Так, находясь в Париже буквально в нужде и едва получив Деньги, чудом отправленные ему туда, он тут же пишет мне:
Из Парижа в Москву. 30.XI.27 г.
«...Если тебе удастся прислать мне в нынешнем году тысячу Рублей, будет очень хорошо <...>. Не помню, сообщал ли я тебе адрес сестры <...> Хорошо бы если бы и ей можно было отправлять ежемесячно <...>».
Возможно, что Исаак Эммануилович так стремился во имя работы зарыться в глушь отчасти и потому, что никак не мог совладать со своей неуемной общительностью.
Письма его тоже дают основание для такого предположения.
Из Киева в Москву. 23.VI.25 г.
«...Я ушел из дому, где начался шум и суета, всегда сопровождающие меня...»
Из Сергиева в Сочи. 29.VI.25 г.
«...В четверг приехала гостья (приятельница из Петербурга) и пробыла два дня, а в субботу нагрянули три семьи - Вознесенские, Зозули и проч. Я измаялся. Пропащие четыре дня, даже вам не мог написать <...>».
Познакомилась я с Исааком Эммануиловичем на квартире у Васили Александровича Регинина, который был моим сослуживцем по режиссерской работе в клубных кружках войск Красной Армии.
Я тогда училась в режиссерской мастерской Мейерхольда и работала в театре его имени, а также вела несколько красноармейских и рабочих драматических кружков.
После одного из вечерних занятий кружка Василий Александрович уговорил меня пойти к нему: «Познакомитесь с моей женой и обязательно еще с кем-нибудь интересным, ко мне каждый вечер заходят «на огонек».
Так оно и оказалось - «на огонек» зашел в тот вечер Исаак Эммануилович. Он пошел меня провожать и, будучи человеком крайне неожиданным, весьма удивил меня своим обращением и разговором.
Всю дорогу (от Красных ворот, где жили Регинины, до Горохового поля на Разгуляе, где жила я) Бабель рассказывал мне о лошадях, уверяя, что ни литература, ни искусство нисколько его не интересуют, вот лошади - дело другое!

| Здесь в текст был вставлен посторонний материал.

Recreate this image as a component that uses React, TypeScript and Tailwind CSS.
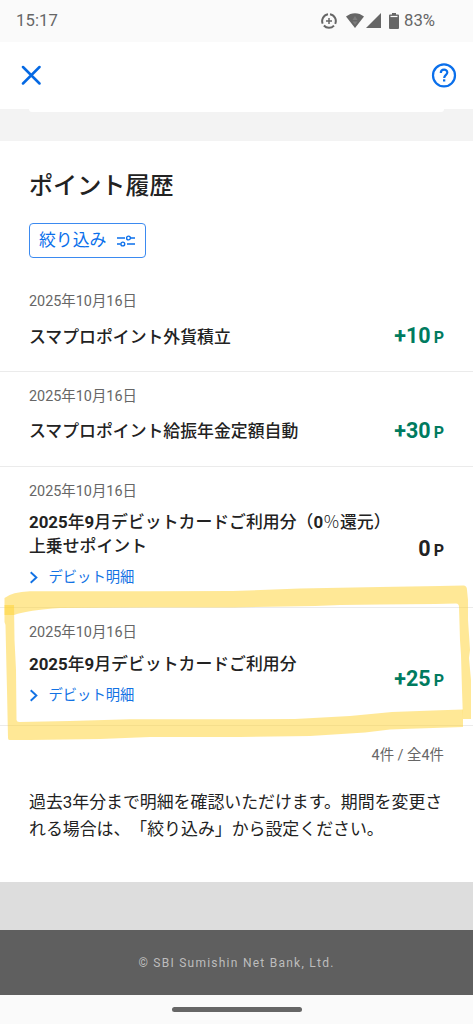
import { clsx } from "clsx";

type HistoryItem = {
  date: string;
  title: string[];
  points: string;
  gain: boolean;
  hasDetail: boolean;
  heightClass: string;
  titleClass: string;
};

const items: HistoryItem[] = [
  {
    date: "2025年10月16日",
    title: ["スマプロポイント外貨積立"],
    points: "+10",
    gain: true,
    hasDetail: false,
    heightClass: "h-[95px]",
    titleClass: "mt-[13px]",
  },
  {
    date: "2025年10月16日",
    title: ["スマプロポイント給振年金定額自動"],
    points: "+30",
    gain: true,
    hasDetail: false,
    heightClass: "h-[95px]",
    titleClass: "mt-3",
  },
  {
    date: "2025年10月16日",
    title: ["2025年9月デビットカードご利用分（0％還元）", "上乗せポイント"],
    points: "0",
    gain: false,
    hasDetail: true,
    heightClass: "h-[141px]",
    titleClass: "mt-2",
  },
  {
    date: "2025年10月16日",
    title: ["2025年9月デビットカードご利用分"],
    points: "+25",
    gain: true,
    hasDetail: true,
    heightClass: "h-[118px]",
    titleClass: "mt-[9px]",
  },
];

function StatusBar() {
  return (
    <div className="flex h-[42px] items-center justify-between bg-[#fafafa] pl-4 pr-[38px] text-[16.7px] text-[#666]">
      <span className="tracking-[0.1px]">15:17</span>
      <div className="flex items-center">
        <svg width="16" height="16" viewBox="0 0 16 16" fill="none" stroke="#666">
          <path d="M9 1.3A6.8 6.8 0 0 1 14.2 10.8M13 12.6A6.8 6.8 0 0 1 2.9 12.5M1.7 10.7A6.8 6.8 0 0 1 7 1.3" strokeWidth="2" />
          <path d="M8 5v6M5 8h6" strokeWidth="1.5" />
        </svg>
        <svg width="18" height="15" viewBox="0 0 18 15" className="ml-[9px]">
          <path d="M0 3.6C5.4-.9 12.6-.9 18 3.6L9 15z" fill="#666" />
          <path d="M9 3 6.5 7h5zM6.5 8.5h5L9 12z" fill="#7c7c7c" />
        </svg>
        <svg width="15" height="15" viewBox="0 0 15 15" className="ml-[2px]">
          <path d="M15 0v15H0z" fill="#666" />
        </svg>
        <svg width="10" height="16" viewBox="0 0 10 16" className="ml-[8px]">
          <path d="M3 0h4v1.5h2q1 0 1 1V15q0 1-1 1H1q-1 0-1-1V2.500q0-1 1-1h2z" fill="#666" />
          <path d="M1.500 3.500h7" stroke="#fafafa" strokeWidth="1.200" />
        </svg>
        <span className="ml-[5px]">83%</span>
      </div>
    </div>
  );
}

function Header() {
  return (
    <header className="flex h-[67px] items-center justify-between bg-white pb-px pl-[21px] pr-4">
      <svg width="20" height="20" viewBox="0 0 20 20" fill="none" stroke="#0569e3" strokeWidth="2.5" strokeLinecap="round">
        <path d="m2 2 16.500 16.500M18.500 2 2 18.500" />
      </svg>
      <svg width="26" height="26" viewBox="0 0 26 26" fill="none" stroke="#0a6feb" strokeWidth="2.2">
        <circle cx="13" cy="13.4" r="11" />
        <path d="M9.800 10.900c0-4.200 6.500-4.200 6.500-.4 0 2.200-3.100 2.600-3.100 5.400" />
        <path d="M12 17.300h2.300v2.200H12z" fill="#0a6feb" stroke="none" />
      </svg>
    </header>
  );
}

function DetailLink() {
  return (
    <a className="flex h-[21px] items-center text-[14.3px] text-[#1272e4]">
      <svg width="9" height="13" viewBox="0 0 9 13" fill="none" stroke="currentColor" strokeWidth="1.9">
        <path d="M1.700 1.200 7.400 6.500 1.700 11.800" />
      </svg>
      <span className="ml-[10.500px]">デビット明細</span>
    </a>
  );
}

function HistoryRow({ item }: { item: HistoryItem }) {
  return (
    <li
      className={clsx(
        "flex items-start justify-between border-b border-[#ebebeb] pl-[29px] pr-[29px]",
        item.heightClass,
      )}
    >
      <div className="pt-[15px]">
        <p className="h-5 text-[14.4px] leading-5 text-[#666]">{item.date}</p>
        <div
          className={clsx(
            "text-[16.88px] font-medium leading-6 text-[#222]",
            item.titleClass,
          )}
        >
          {item.title.map((line) => (
            <p key={line} className="whitespace-nowrap">
              {line.split(/([0-9]+|％)/).map((part, i) => (
                <span
                  key={i}
                  className={clsx(
                    part === "％" ? "font-light" : i % 2 === 1 && "font-bold",
                  )}
                >
                  {part}
                </span>
              ))}
            </p>
          ))}
        </div>
        {item.hasDetail && (
          <div className="mt-[9px]">
            <DetailLink />
          </div>
        )}
      </div>
      <p
        className={clsx(
          "flex items-baseline self-center font-bold leading-7",
          item.gain ? "text-[#007b5f]" : "text-[#222]",
          item.hasDetail && !item.gain ? "mt-[25px]" : "mt-[26px]",
        )}
      >
        <span className="text-[21.5px]">{item.points}</span>
        <span className="ml-[3px] text-[16px]">P</span>
      </p>
    </li>
  );
}

// Hand-drawn marker around the last entry, two overlapping strokes.
function Marker() {
  return (
    <svg
      className="pointer-events-none absolute left-0 top-[580px]"
      width="473"
      height="170"
      viewBox="0 580 473 170"
      fill="#ffd22d"
      fillOpacity="0.5"
    >
      <path d="M4.500 598Q12 592 30 591.300L150 591.300 233 591 300 588.500 380 587 440 586 464 585.500Q467 586 467 590L468 600 468 620 470 650 469 658 471 680 471 719H463L462 690 461 655 460 640 459 607Q459 603.500 456 603.500L435 604 380 604.500 340 605 315 606 233 607.500 150 607.500 60 608 Q28 610 14 615H4.500Z" />
      <path d="M4.500 605H14L14.500 640 16 670 16.500 720Q17 722.500 20 722L70 721 130 719.200 233 719.200 295 719 350 716 392 712 440 710.300 463 709.500V727L410 728.800 390 729.500 365 732.500 310 736 240 737 150 737 100 739 30 740H9.500Q8 740 8 738L7 690 6.500 670 5.500 625 4.500 622Z" />
    </svg>
  );
}

export default function App() {
  return (
    <div className="relative flex h-[1024px] w-full flex-col overflow-hidden bg-white font-[Roboto,'Noto_Sans_CJK_JP',sans-serif] [text-spacing-trim:space-all]">
      <StatusBar />
      <Header />
      <div className="h-8 bg-[#f3f3f3] px-[29px]">
        <div className="h-[3px] rounded-b-[8px] bg-white" />
      </div>

      <main className="flex h-[741px] flex-col">
        <h1 className="ml-[29px] mt-[29px] h-8 text-[24.1px] font-medium leading-8 text-[#222]">
          ポイント履歴
        </h1>
        <button className="ml-[29px] mt-[21px] flex h-[35px] w-[117px] shrink-0 items-center rounded-[4px] border border-[#3b8af0] pl-[9px] text-[16.88px] text-[#0a6feb]">
          絞り込み
          <svg width="18" height="12" viewBox="0 0 18 12" fill="none" stroke="currentColor" strokeWidth="1.4" className="ml-[11px]">
            <path d="M0 3h8M14 3h4M0 9h3.500M10 9h8" />
            <circle cx="11.500" cy="3" r="1.900" />
            <circle cx="5.800" cy="9" r="1.900" />
          </svg>
        </button>

        <ul className="mt-[19px]">
          {items.map((item, index) => (
            <HistoryRow key={index} item={item} />
          ))}
        </ul>

        <p className="mr-[29px] mt-[20px] h-5 text-right text-[14.4px] leading-5 text-[#666]">
          4件 / 全4件
        </p>
        <p className="ml-[29px] mt-[23px] whitespace-nowrap text-[16.9px] leading-[27px] text-[#222]">
          過去3年分まで明細を確認いただけます。期間を変更さ
          <br />
          れる場合は、「絞り込み」から設定ください。
        </p>
      </main>

      <div className="h-[48px] bg-[#ddd]" />
      <footer className="flex h-[65px] items-center justify-center bg-[#5f5f5f] text-[12px] tracking-[1.25px] text-[#bdbdbd]">
        © SBI Sumishin Net Bank, Ltd.
      </footer>
      <div className="flex h-[29px] justify-center bg-[#fafafa] pt-[12px]">
        <div className="h-[5px] w-[130px] rounded-full bg-[#666]" />
      </div>

      <Marker />
    </div>
  );
}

Когда сидели у Регининых, я позвала и их, и Бабеля, на следующий вечер, посмотреть спектакль «Земля дыбом», в котором я играла.
Они пришли в театр все вместе и по окончании спектакля пригласили мен ужинать в «Литературный кружок».
За ужином Исаак Эммануилович восхищался Зайчиковым, игравшим бессловесную роль царя, а меня поддразнивал: где же, мол, вам соревноваться вашей героикой с актером, которого режиссер посадил при всем честном народе на ночной горшок...
После ужина Бабель опять провожал меня, но на этот раз мы ехали на извозчике - путь от Тверской (теперь ул. Горького) до Разгуляя не для пешего хождения, да и извозчик ехал довольно долго, и опять Исаак Эммануилович все твердил про лошадей.
Но на этот раз он выражал опасение, но не того, что мне может наскучить его пристрастие к лошадям, а того, что я могу его не понять.
Я была избалованна и строптива, поэтому, вырази он опасение, что лошади наскучили мне, я бы, наверное, с этим согласилась, но, при моем молодом самомнении (мне было тогда 24 года), возмутилась предположением, что могу чего-то «не понять», и поэтому терпеливо слушала бабелевские рассказы о совершенно не нужных мне лошадях.
Впрочем, он был таким неотразимым рассказчиком, что все, о чем бы ни говорил, получалось у него и увлекательно, и неповторимо интересно.
Скоро мы встретились в Ленинграде, и Исаак Эммануилович попросил мен никому не говорить, что он там. Пригласил зайти к нему в гостиницу, еще раз заверив, что он в Ленинграде «инкогнито».
Когда же я к нему зашла, то обнаружила в его номере «дым коромыслом». Он уже созвал к себе половину Ленинграда.
Такая непоследовательность вообще была очень характерна в те годы дл бытового поведения Бабеля.
Другое дело - творчество. В творчестве он был необыкновенно последователен, взыскателен и ни в коем случае не желал ни смириться, ни «укротить» себя.
Он не только с мучительной страстью вынашивал свои произведения, но с такой же пристальной внимательностью прослеживал и их прохождение в жизнь, начиная с корректур и репетиций.